→ **Problem**
Pick out the lines below with "styles" and list them.

════════

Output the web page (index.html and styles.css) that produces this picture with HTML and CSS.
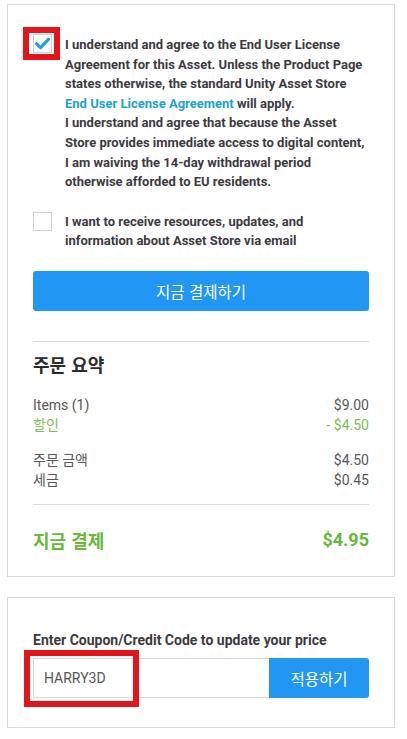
FILE: index.html
```html
<!DOCTYPE html>
<html lang="ko">
<head>
<meta charset="utf-8">
<link rel="stylesheet" href="styles.css">
</head>
<body>
<div class="page">
  <section class="card checkout">
    <div class="check-row">
      <div class="box-wrap">
        <span class="box checked">
          <svg viewBox="0 0 19 19" width="19" height="19"><path d="M3.5 9.8 L7.6 13.6 L15.6 5.2" fill="none" stroke="#1ea6cc" stroke-width="3.2" stroke-linecap="round" stroke-linejoin="round"/></svg>
        </span>
        <span class="highlight hl-check"></span>
      </div>
      <p class="check-text">I understand and agree to the End User License Agreement for this Asset. Unless the Product Page states otherwise, the standard Unity Asset Store <a class="link">End User License Agreement</a> will apply.<br>I understand and agree that because the Asset Store provides immediate access to digital content, I am waiving the 14-day withdrawal period otherwise afforded to EU residents.</p>
    </div>
    <div class="check-row second">
      <div class="box-wrap"><span class="box"></span></div>
      <p class="check-text">I want to receive resources, updates, and information about Asset Store via email</p>
    </div>
    <button class="pay-btn">지금 결제하기</button>
    <hr class="divider first-div">
    <h2 class="summary-title">주문 요약</h2>
    <div class="rows">
      <div class="row"><span>Items (1)</span><span>$9.00</span></div>
      <div class="row discount"><span>할인</span><span>- $4.50</span></div>
    </div>
    <div class="rows second-rows">
      <div class="row"><span>주문 금액</span><span>$4.50</span></div>
      <div class="row"><span>세금</span><span>$0.45</span></div>
    </div>
    <hr class="divider">
    <div class="total"><span class="total-label">지금 결제</span><span class="total-value">$4.95</span></div>
  </section>
  <section class="card coupon">
    <p class="coupon-label">Enter Coupon/Credit Code to update your price</p>
    <div class="coupon-form">
      <div class="input-wrap">
        <input class="coupon-input" type="text" value="HARRY3D">
        <span class="highlight hl-input"></span>
      </div>
      <button class="apply-btn">적용하기</button>
    </div>
  </section>
</div>
</body>
</html>
```

FILE: styles.css
```css
* { box-sizing: border-box; }
html, body { margin: 0; padding: 0; background: #fff; }
body {
  font-family: Roboto, "Noto Sans CJK KR", sans-serif;
  color: #3a3a3a;
  width: 407px;
}
.page {
  padding: 4px 12px 0 7px;
}
.card {
  border: 1px solid #d9d9d9;
  background: #fff;
  padding: 0 25px;
}
.checkout {
  padding-top: 29px;
  padding-bottom: 1px;
}
.check-row {
  display: flex;
  align-items: flex-start;
  gap: 13px;
}
.check-row.second {
  margin-top: 19px;
}
.box-wrap {
  position: relative;
  flex: 0 0 19px;
  width: 19px;
  height: 19px;
}
.check-row.second .box-wrap { margin-top: 1px; }
.box {
  display: block;
  width: 19px;
  height: 19px;
  border: 1px solid #d0d0d0;
  background: #fff;
  position: relative;
}
.box svg {
  position: absolute;
  left: -1px;
  top: -1px;
}
.highlight {
  position: absolute;
  border: 6px solid #e3151b;
  pointer-events: none;
}
.hl-check {
  left: -10px;
  top: -7px;
  width: 37px;
  height: 33px;
}
.check-text {
  margin: 0;
  font-size: 13px;
  font-weight: 700;
  line-height: 19.6px;
  color: #3d3a3f;
  margin-top: 1px;
}
.link {
  color: #1aa4c8;
}
.pay-btn {
  display: block;
  width: 100%;
  height: 40px;
  margin-top: 20px;
  border: 0;
  border-radius: 3px;
  background: #2196f3;
  color: #fff;
  font-family: "Noto Sans CJK KR", sans-serif;
  font-size: 15.5px;
  font-weight: 400;
}
.divider {
  border: 0;
  border-top: 1px solid #dcdcdc;
  margin: 0;
}
.first-div {
  margin-top: 30px;
}
.summary-title {
  margin: 9px 0 0;
  font-family: "Noto Sans CJK KR", sans-serif;
  font-size: 18px;
  font-weight: 700;
  line-height: 26px;
  color: #2b2b2b;
}
.rows {
  margin-top: 18px;
}
.second-rows {
  margin-top: 15px;
  margin-bottom: 14px;
}
.row {
  display: flex;
  justify-content: space-between;
  font-family: Roboto, "Noto Sans CJK KR", sans-serif;
  font-size: 14px;
  line-height: 20px;
  color: #585858;
}
.row.discount { color: #7cbd55; }
.total {
  display: flex;
  justify-content: space-between;
  align-items: center;
  height: 70px;
  color: #66b93a;
  font-weight: 700;
  font-size: 18px;
}
.total-label {
  font-family: "Noto Sans CJK KR", sans-serif;
}
.total-value {
  font-family: Roboto, sans-serif;
}
.coupon {
  margin-top: 20px;
  padding-top: 32px;
  padding-bottom: 29px;
}
.coupon-label {
  margin: 0;
  font-size: 14px;
  font-weight: 700;
  line-height: 20px;
  color: #3d3a3f;
}
.coupon-form {
  display: flex;
  margin-top: 8px;
  height: 40px;
}
.input-wrap {
  position: relative;
  flex: 1;
}
.coupon-input {
  width: 100%;
  height: 40px;
  border: 1px solid #d6d6d6;
  border-right: 0;
  padding: 0 10px;
  font-family: Roboto, sans-serif;
  font-size: 14px;
  color: #555;
  outline: none;
}
.hl-input {
  left: -9px;
  top: -8px;
  width: 115px;
  height: 57px;
}
.apply-btn {
  width: 100px;
  height: 40px;
  border: 0;
  border-radius: 0 3px 3px 0;
  background: #2196f3;
  color: #fff;
  font-family: "Noto Sans CJK KR", sans-serif;
  font-size: 15.5px;
}
```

════════

→ **Correct answer**
Output the web page (index.html and styles.css) that produces this picture with HTML and CSS.
<link rel="stylesheet" href="styles.css">
FILE: styles.css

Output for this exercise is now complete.